I guess I should have asked what you find compelling about writing web applications in .NET.
I have issues with Microsoft's MVC (mostly that there is no official way of splitting it across several solutions and keeping working routing) but I've never found it overkill for enterprise-style webapp development.
We used MVC/Entity Framework. It works well as a RAD for the backend with full HTML/CSS/JS for the front end that we can get creative with. Reminds me a lot of Java development.
The MVC model itself is not overkill, sorry that sentence was not clear. I should know better than make contentious comments on HN that are going to spawn a bunch of aggressive responses when I'm trying to start my day.
You have not given any solid technical reason as to why ASP.NET is a bad framework. In my experiences, it's more or less as capable as Ruby on Rails, Clojure, Java, etc. You've stated it's overkill, meaning what exactly? Are you even aware of the changes being made to ASP.NET vNext? The dotnet cli tool? The only complaint you seem to have is that the tight coupling of ASP.NET to various Windows platforms is a little much for people who are used to Go or RoR.
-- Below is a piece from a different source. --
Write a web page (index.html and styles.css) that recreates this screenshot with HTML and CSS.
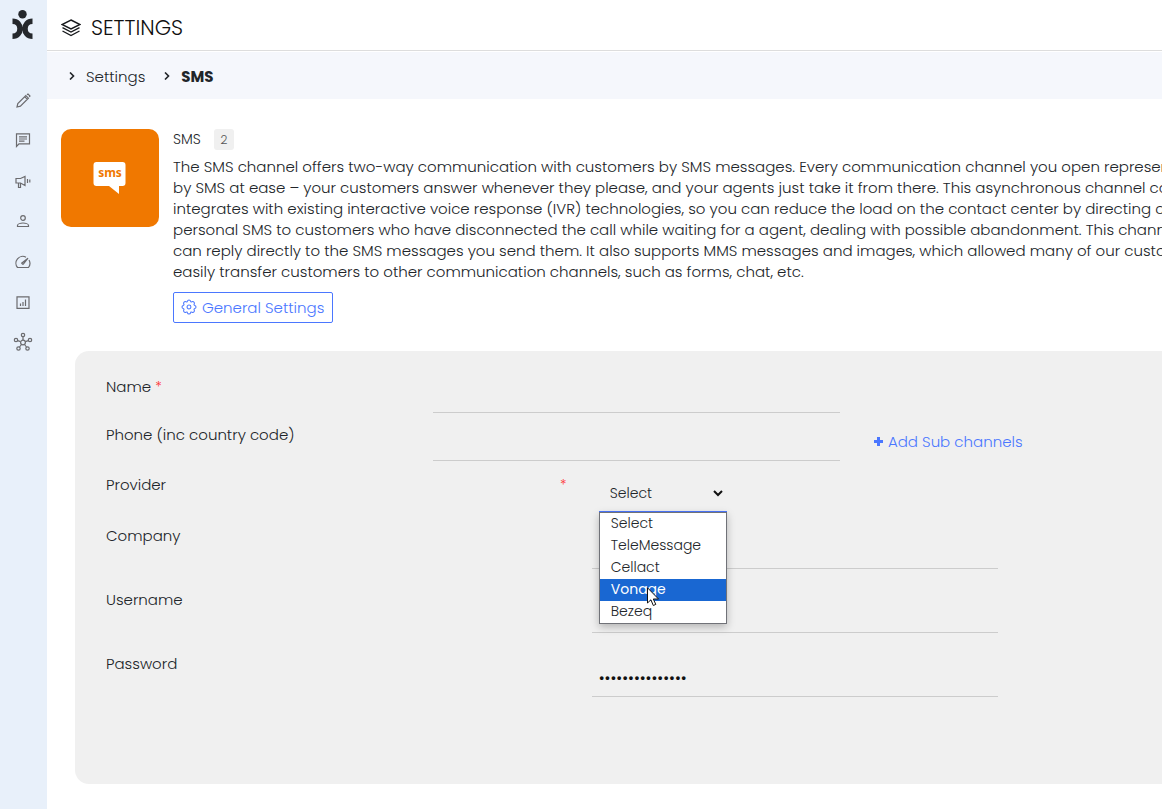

But, you don't have to use mvc; there's Nancy or low-level Owin.
So why do people complain about MVC when there are other choices? Certainly not like in other platforms, but at least few good ones exists! Why judge whole platform because of one fx?
Similar like EF or Nhibernate. They are big and heavy and very slow if not used properly, but also there's Dapper, massive or simpleData.
.NET is overkill for web application development, IMHO. But I tend to eschew large frameworks in general. YMMV.
As far as being an "influencer"; do you see any links on my profile? Again, that's something other people find appealing, not me.
I think the HN intolerance towards Microsoft / zealousness for Apple is showing here. Certainly .NET isn't for everyone, but I don't think "is not a good web development framework" is justified. Check out http://nancyfx.org/ if you're looking for something more lightweight than the full ASP.NET / IIS stack.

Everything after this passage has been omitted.